The OIG is actively pursuing civil and criminal cases against companies for sponsoring speaker events that violate the Anti-Kickback Statute (“AKS”). The OIG warned many speaker programs violate the AKS because the events are designed with the intent to induce referrals. The AKS is a criminal statute which bars the knowing and willful solicitation, receipt, offer, or payment of any remuneration to induce or reward items or services reimbursable by a Federal health care program. If the OIG declines to pursue criminal charges under the AKS, it can also choose to pursue administrative proceedings to exclude individuals from the Federal health care programs and impose civil monetary penalties against medical device and pharmaceutical companies for prohibited conduct.
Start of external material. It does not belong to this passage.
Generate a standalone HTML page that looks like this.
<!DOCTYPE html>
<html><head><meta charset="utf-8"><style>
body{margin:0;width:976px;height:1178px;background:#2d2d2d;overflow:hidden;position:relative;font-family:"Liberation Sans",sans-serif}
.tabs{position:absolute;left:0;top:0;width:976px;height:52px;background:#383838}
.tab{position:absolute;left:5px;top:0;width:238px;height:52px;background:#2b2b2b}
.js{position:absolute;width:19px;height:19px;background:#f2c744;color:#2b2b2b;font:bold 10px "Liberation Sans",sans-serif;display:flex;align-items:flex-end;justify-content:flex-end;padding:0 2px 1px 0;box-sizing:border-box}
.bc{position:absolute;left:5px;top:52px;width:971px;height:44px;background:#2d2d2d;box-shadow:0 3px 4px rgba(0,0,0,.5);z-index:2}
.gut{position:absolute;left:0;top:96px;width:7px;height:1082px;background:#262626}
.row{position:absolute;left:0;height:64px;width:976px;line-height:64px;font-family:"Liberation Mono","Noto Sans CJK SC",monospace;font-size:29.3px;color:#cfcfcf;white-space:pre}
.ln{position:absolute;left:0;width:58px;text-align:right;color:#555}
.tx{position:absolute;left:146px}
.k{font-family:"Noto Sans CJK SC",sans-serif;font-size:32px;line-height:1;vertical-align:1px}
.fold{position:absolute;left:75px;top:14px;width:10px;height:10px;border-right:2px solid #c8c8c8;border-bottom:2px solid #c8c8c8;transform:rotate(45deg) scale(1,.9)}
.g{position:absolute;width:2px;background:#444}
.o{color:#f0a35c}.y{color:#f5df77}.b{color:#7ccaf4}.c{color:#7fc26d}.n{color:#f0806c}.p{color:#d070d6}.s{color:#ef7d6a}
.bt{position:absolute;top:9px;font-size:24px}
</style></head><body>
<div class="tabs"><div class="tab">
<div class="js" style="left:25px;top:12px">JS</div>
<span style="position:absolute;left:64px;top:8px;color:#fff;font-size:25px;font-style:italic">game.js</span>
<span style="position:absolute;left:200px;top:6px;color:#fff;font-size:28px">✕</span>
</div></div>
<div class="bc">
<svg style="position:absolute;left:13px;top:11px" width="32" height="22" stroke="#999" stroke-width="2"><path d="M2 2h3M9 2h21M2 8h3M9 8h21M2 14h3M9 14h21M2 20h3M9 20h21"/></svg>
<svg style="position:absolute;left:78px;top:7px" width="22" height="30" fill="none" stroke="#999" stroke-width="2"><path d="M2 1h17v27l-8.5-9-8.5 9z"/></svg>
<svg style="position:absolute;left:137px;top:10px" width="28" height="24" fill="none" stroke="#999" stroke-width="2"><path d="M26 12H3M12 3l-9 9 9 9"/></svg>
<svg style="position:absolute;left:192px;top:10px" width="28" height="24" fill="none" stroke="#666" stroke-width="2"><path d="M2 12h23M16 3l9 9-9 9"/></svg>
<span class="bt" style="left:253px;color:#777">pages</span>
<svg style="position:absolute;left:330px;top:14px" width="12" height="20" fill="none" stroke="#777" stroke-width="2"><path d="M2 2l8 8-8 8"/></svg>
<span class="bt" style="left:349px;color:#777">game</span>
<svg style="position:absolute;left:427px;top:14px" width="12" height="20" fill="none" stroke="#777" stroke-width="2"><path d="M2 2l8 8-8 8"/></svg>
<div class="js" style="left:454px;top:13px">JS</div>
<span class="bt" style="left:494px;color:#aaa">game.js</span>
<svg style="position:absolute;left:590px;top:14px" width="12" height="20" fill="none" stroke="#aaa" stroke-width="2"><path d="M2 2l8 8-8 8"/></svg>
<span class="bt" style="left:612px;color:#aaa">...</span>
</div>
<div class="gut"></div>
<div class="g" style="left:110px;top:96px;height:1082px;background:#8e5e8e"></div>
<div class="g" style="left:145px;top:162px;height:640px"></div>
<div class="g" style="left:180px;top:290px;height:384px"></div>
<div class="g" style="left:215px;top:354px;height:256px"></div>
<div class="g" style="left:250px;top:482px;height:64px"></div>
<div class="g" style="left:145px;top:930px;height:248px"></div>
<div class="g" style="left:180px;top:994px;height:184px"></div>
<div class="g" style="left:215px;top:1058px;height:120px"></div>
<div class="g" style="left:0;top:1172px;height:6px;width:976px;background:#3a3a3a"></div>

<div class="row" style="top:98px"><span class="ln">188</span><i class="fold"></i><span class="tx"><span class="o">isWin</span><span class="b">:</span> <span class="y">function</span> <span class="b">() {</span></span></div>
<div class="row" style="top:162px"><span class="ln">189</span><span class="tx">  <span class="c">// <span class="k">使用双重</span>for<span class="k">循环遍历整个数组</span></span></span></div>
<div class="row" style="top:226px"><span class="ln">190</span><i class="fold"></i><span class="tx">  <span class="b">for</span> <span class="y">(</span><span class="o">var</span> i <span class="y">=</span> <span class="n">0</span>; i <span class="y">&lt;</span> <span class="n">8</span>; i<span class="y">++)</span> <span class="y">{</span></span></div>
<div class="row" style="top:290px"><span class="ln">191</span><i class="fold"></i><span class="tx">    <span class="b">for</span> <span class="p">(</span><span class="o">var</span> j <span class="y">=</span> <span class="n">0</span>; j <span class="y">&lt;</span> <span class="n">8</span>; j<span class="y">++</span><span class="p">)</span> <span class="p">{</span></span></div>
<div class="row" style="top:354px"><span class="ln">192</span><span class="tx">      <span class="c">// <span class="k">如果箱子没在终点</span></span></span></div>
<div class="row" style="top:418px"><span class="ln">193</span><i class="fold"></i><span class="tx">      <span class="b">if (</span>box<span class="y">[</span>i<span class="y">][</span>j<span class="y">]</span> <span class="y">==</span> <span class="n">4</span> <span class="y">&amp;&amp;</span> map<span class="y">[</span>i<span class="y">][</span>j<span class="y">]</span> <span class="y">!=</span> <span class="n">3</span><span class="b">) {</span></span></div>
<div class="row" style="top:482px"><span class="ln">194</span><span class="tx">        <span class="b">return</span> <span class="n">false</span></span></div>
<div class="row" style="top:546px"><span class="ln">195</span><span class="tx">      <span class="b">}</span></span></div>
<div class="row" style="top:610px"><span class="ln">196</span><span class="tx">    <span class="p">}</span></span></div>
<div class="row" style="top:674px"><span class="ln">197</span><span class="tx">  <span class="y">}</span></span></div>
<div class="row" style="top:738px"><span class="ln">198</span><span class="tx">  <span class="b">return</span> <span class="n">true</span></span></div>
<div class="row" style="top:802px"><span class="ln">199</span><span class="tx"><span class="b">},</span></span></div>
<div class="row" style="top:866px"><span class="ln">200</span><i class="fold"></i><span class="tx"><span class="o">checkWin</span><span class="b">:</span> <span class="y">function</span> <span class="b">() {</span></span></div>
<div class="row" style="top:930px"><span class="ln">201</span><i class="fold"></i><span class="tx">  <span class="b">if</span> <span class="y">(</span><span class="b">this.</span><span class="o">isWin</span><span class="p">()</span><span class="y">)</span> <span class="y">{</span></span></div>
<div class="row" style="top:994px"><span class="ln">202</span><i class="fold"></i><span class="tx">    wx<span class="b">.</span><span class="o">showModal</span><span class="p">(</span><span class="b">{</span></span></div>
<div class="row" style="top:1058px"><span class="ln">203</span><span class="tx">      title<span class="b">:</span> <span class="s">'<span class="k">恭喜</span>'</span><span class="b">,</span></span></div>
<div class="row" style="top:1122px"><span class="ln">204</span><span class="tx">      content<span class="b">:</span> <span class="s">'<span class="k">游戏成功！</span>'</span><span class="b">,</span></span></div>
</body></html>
Some examples of recent cases the OIG alleged against drug and device companies include: paying health care professionals hundreds of thousands of dollars for speaking, conditioning speaker remuneration on sales targets, holding speaker programs at entertainment venues not conducive to an educational presentation (e.g., wineries, sports stadium, golf clubs), and spending an exorbitant amount on food and beverages ($500 per attendee).
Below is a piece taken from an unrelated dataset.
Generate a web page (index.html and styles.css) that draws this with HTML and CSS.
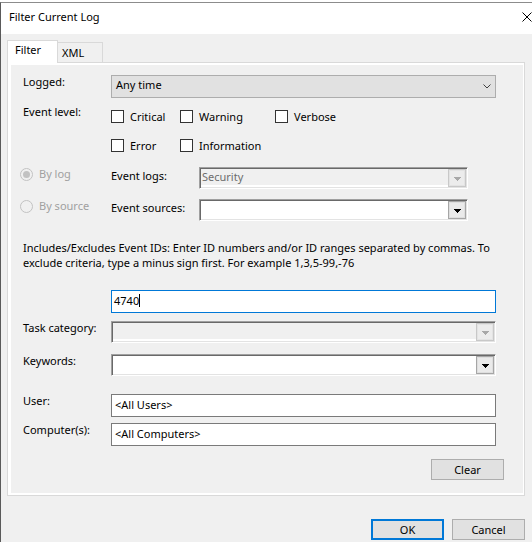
FILE: index.html
```html
<!DOCTYPE html>
<html>
<head>
<meta charset="utf-8">
<title>Filter Current Log</title>
<link rel="stylesheet" href="styles.css">
</head>
<body>
<div class="window">
  <div class="titlebar">
    <span class="title">Filter Current Log</span>
    <svg class="close" width="10" height="10" viewBox="0 0 10 10"><path d="M0.5 0.5L9.5 9.5M9.5 0.5L0.5 9.5" stroke="#000" stroke-width="1" fill="none"/></svg>
  </div>
  <div class="client">
    <div class="tabs">
      <div class="tab tab-active">Filter</div>
      <div class="tab">XML</div>
    </div>
    <div class="tabpage">
      <div class="page-inner">
        <div class="row row-logged">
          <div class="label">Logged:</div>
          <div class="dropdown">
            <span class="dropdown-text">Any time</span>
            <svg class="chevron" width="8" height="5" viewBox="0 0 8 5"><path d="M0.5 0.5L4 4L7.5 0.5" stroke="#404040" stroke-width="1" fill="none"/></svg>
          </div>
        </div>
        <div class="row row-level">
          <div class="label label-level">Event level:</div>
          <div class="checks">
            <div class="check"><span class="box"></span>Critical</div>
            <div class="check"><span class="box"></span>Warning</div>
            <div class="check"><span class="box"></span>Verbose</div>
            <div class="check"><span class="box"></span>Error</div>
            <div class="check"><span class="box"></span>Information</div>
          </div>
        </div>
        <div class="row row-bylog">
          <div class="radio-opt">
            <svg class="radio" width="13" height="13" viewBox="0 0 13 13"><circle cx="6.5" cy="6.5" r="6" stroke="#c2c2c2" stroke-width="1" fill="none"/><circle cx="6.5" cy="6.5" r="3.5" fill="#c2c2c2"/></svg>
            <span>By log</span>
          </div>
          <div class="sublabel">Event logs:</div>
          <div class="combo combo-short combo-disabled">
            <span class="combo-text">Security</span>
            <span class="combo-btn"><svg width="7" height="4" viewBox="0 0 7 4" shape-rendering="crispEdges"><path d="M0 0h7v1H0zM1 1h5v1H1zM2 2h3v1H2zM3 3h1v1H3z"/></svg></span>
          </div>
        </div>
        <div class="row row-bysource">
          <div class="radio-opt">
            <svg class="radio" width="13" height="13" viewBox="0 0 13 13"><circle cx="6.5" cy="6.5" r="6" stroke="#c2c2c2" stroke-width="1" fill="none"/></svg>
            <span>By source</span>
          </div>
          <div class="sublabel">Event sources:</div>
          <div class="combo combo-short">
            <span class="combo-text"></span>
            <span class="combo-btn"><svg width="7" height="4" viewBox="0 0 7 4" shape-rendering="crispEdges"><path d="M0 0h7v1H0zM1 1h5v1H1zM2 2h3v1H2zM3 3h1v1H3z"/></svg></span>
          </div>
        </div>
        <p class="note">Includes/Excludes Event IDs: Enter ID numbers and/or ID ranges separated by commas. To<br>exclude criteria, type a minus sign first. For example 1,3,5-99,-76</p>
        <div class="row row-ids">
          <div class="textbox textbox-focus">4740<span class="caret"></span></div>
        </div>
        <div class="row row-task">
          <div class="label">Task category:</div>
          <div class="combo combo-wide combo-disabled">
            <span class="combo-text"></span>
            <span class="combo-btn"><svg width="7" height="4" viewBox="0 0 7 4" shape-rendering="crispEdges"><path d="M0 0h7v1H0zM1 1h5v1H1zM2 2h3v1H2zM3 3h1v1H3z"/></svg></span>
          </div>
        </div>
        <div class="row row-keywords">
          <div class="label">Keywords:</div>
          <div class="combo combo-wide">
            <span class="combo-text"></span>
            <span class="combo-btn"><svg width="7" height="4" viewBox="0 0 7 4" shape-rendering="crispEdges"><path d="M0 0h7v1H0zM1 1h5v1H1zM2 2h3v1H2zM3 3h1v1H3z"/></svg></span>
          </div>
        </div>
        <div class="row row-user">
          <div class="label">User:</div>
          <div class="textbox">&lt;All Users&gt;</div>
        </div>
        <div class="row row-computer">
          <div class="label">Computer(s):</div>
          <div class="textbox">&lt;All Computers&gt;</div>
        </div>
        <div class="row row-clear">
          <button class="btn">Clear</button>
        </div>
      </div>
    </div>
    <div class="footer">
      <button class="btn btn-default">OK</button>
      <button class="btn">Cancel</button>
    </div>
  </div>
</div>
</body>
</html>
```
FILE: styles.css
```css
* {
  box-sizing: border-box;
}

html, body {
  margin: 0;
  padding: 0;
}

body {
  width: 532px;
  height: 542px;
  overflow: hidden;
  background: #ffffff;
  font-family: "Noto Sans", "Open Sans", sans-serif;
  font-size: 11px;
  line-height: 15px;
  color: #000;
}

.window {
  margin-top: 2px;
  height: 540px;
  border-left: 1px solid #5a5a5a;
  border-top: 1px solid #8c8c8c;
  background: #f0f0f0;
}

.titlebar {
  height: 31px;
  background: #ffffff;
  display: flex;
  align-items: flex-start;
  justify-content: space-between;
  padding: 6px 0 0 8px;
}

.close {
  display: block;
  margin-top: 3px;
}

.client {
  padding: 6px 0 0 6px;
}

.tabs {
  display: flex;
  align-items: flex-end;
  height: 22px;
  position: relative;
  z-index: 1;
}

.tab {
  height: 20px;
  width: 45px;
  border: 1px solid #d9d9d9;
  border-left: none;
  border-bottom: none;
  background: #f0f0f0;
  padding: 2px 0 0 4px;
}

.tab-active {
  height: 23px;
  width: 51px;
  border-left: 1px solid #d9d9d9;
  background: #ffffff;
  margin-bottom: -1px;
  padding: 1px 0 0 7px;
}

.tabpage {
  width: 518px;
  border: 1px solid #d9d9d9;
  background: #ffffff;
  padding: 2px 1px 2px 3px;
}

.page-inner {
  height: 428px;
  background: #f0f0f0;
  padding-left: 12px;
  display: flex;
  flex-direction: column;
}

.row {
  display: flex;
  align-items: flex-start;
}

.label {
  width: 88px;
  flex-shrink: 0;
  margin-top: -1px;
}

.row-logged { margin-top: 10px; }
.row-level { margin-top: 6px; }
.row-bylog { margin-top: 14px; }
.row-bysource { margin-top: 10px; }
.row-ids { margin-top: 20px; padding-left: 88px; }
.row-task { margin-top: 8px; }
.row-keywords { margin-top: 11px; }
.row-user { margin-top: 18px; }
.row-computer { margin-top: 6px; }
.row-clear { margin-top: 13px; justify-content: flex-end; padding-right: 19px; }

.label-level {
  margin-top: 0;
}

.dropdown {
  width: 385px;
  height: 23px;
  background: #e1e1e1;
  border: 1px solid #adadad;
  display: flex;
  align-items: flex-start;
  padding: 1px 0 0 4px;
}

.dropdown-text {
  flex: 1;
}

.chevron {
  display: block;
  margin: 7px 4px 0 0;
}

.checks {
  display: grid;
  grid-template-columns: 69px 95px auto;
  row-gap: 14px;
  padding-top: 5px;
}

.check {
  display: flex;
  align-items: center;
  gap: 6px;
  height: 15px;
}

.box {
  width: 13px;
  height: 13px;
  border: 1px solid #333333;
  background: #ffffff;
  flex-shrink: 0;
}

.radio-opt {
  width: 91px;
  margin-left: -3px;
  margin-top: -1px;
  display: flex;
  align-items: flex-start;
  gap: 6px;
  color: #a0a0a0;
  flex-shrink: 0;
}

.radio {
  display: block;
  margin-top: 2px;
}

.sublabel {
  width: 88px;
  flex-shrink: 0;
  margin-top: 1px;
}

.combo {
  height: 22px;
  border: 1px solid;
  border-color: #a0a0a0 #ffffff #ffffff #a0a0a0;
  box-shadow: inset 1px 1px 0 #696969, inset -1px -1px 0 #e3e3e3;
  background: #ffffff;
  padding: 1px;
  display: flex;
  align-items: flex-start;
  flex-shrink: 0;
}

.combo-short { width: 269px; }
.combo-wide { width: 385px; }

.combo-disabled {
  background: linear-gradient(to bottom, #f0f0f0 17px, #ffffff 17px);
}

.combo-text {
  flex: 1;
  padding-left: 1px;
  color: #6d6d6d;
}

.combo-btn {
  width: 18px;
  height: 18px;
  border: 1px solid #a6a6a6;
  box-shadow: inset 0 0 0 1px #dedede;
  background: #eaeaea;
  display: flex;
  justify-content: center;
  padding-top: 7px;
}

.combo-btn svg {
  display: block;
  fill: #000000;
}

.combo-disabled .combo-btn {
  border-color: #c8c8c8;
  box-shadow: inset 0 0 0 1px #e3e3e3;
  background: #ececec;
}

.combo-disabled .combo-btn svg {
  fill: #a8a8a8;
}

.note {
  margin: 19px 0 0 0;
  white-space: nowrap;
}

.textbox {
  width: 385px;
  height: 23px;
  border: 1px solid #7a7a7a;
  background: #ffffff;
  padding: 2px 0 0 3px;
  flex-shrink: 0;
}

.textbox-focus {
  border-color: #0078d7;
  padding-left: 2px;
}

.caret {
  display: inline-block;
  width: 1px;
  height: 13px;
  background: #000;
  vertical-align: -2px;
}

.btn {
  width: 73px;
  height: 21px;
  border: 1px solid #adadad;
  background: #e1e1e1;
  font-family: inherit;
  font-size: 11px;
  line-height: 15px;
  color: #000;
  padding: 0;
  margin: 0;
}

.btn-default {
  border: 2px solid #0078d7;
}

.footer {
  margin-top: 23px;
  display: flex;
  justify-content: flex-end;
  gap: 8px;
  padding-right: 7px;
}
```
While bona fide speaker programs are still permitted as educational tools for medical device companies and health care professionals, the OIG made it very clear that it will not tolerate unlawful inducements disguised as education. Medical device companies and other life sciences companies must continue to compensate speakers consistent with fair market value and ensure its programs are not designed with the specific intent to induce orders of the companies’ products.
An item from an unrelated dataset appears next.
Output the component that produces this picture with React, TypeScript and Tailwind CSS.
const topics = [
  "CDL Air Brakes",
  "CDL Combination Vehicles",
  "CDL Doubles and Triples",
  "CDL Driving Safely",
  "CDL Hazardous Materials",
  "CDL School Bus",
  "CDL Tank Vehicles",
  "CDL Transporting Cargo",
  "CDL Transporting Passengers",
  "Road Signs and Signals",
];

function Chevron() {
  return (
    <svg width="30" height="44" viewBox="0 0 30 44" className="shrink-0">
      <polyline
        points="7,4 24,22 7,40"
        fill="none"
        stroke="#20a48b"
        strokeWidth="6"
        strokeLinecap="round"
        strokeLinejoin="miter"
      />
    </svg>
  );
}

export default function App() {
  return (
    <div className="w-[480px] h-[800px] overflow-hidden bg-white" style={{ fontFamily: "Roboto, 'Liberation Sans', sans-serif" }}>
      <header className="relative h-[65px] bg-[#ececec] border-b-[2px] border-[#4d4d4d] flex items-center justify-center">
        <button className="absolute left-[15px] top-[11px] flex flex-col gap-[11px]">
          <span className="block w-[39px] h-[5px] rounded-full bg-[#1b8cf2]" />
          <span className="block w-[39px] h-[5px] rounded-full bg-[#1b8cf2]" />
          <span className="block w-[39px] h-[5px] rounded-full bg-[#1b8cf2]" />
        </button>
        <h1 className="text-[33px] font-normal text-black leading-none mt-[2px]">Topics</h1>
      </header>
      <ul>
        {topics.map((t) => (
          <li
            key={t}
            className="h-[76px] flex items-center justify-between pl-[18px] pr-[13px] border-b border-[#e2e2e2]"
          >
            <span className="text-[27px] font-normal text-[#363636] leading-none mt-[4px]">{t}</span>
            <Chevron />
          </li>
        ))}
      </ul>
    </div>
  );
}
OIG compiled a non-exhaustive list of suspect characteristics of speaker programs:
- Little or no substantive information is actually presented
- Alcohol is available (free alcohol heightens concerns) or exorbitant meals are provided to the attendees of the program
- Program is held at a location that is not conducive to the exchange of educational information (e.g., restaurants or entertainment or sports venues)
- The company sponsors a large number of programs concerning the same or very similar topic or product
- There has been a significant period of time with no new medical or scientific information nor an FDA-approved need for the product
- Health care providers attend programs on the same or substantially similar topics more than once
- Attendees include individuals who do not have a legitimate business reason to attend the program (e.g., friends or family members, medical professionals outside of the speaker’s own medical practice)
- The company prioritizes a return on investment in analyzing the selection of speakers/attendees
- The company pays the speakers more than fair market value or takes into consideration the volume or value of past/future business generated by the speakers
The OIG recognizes this special fraud alert was released during the COVID-19 pandemic where plans for many in-person speaker events are currently halted. The OIG emphasized that risk remains present, however, whenever payments are offered or made to health care professionals in order to induce Federal health care program business for the company. When considering restarting the speaker programs, the OIG cautions medical device and pharmaceutical companies to assess the prevalent risks involved with in-person speaking events. In close, the OIG emphasized its availability as a resource on these matters via the OIG Advisory Opinion process.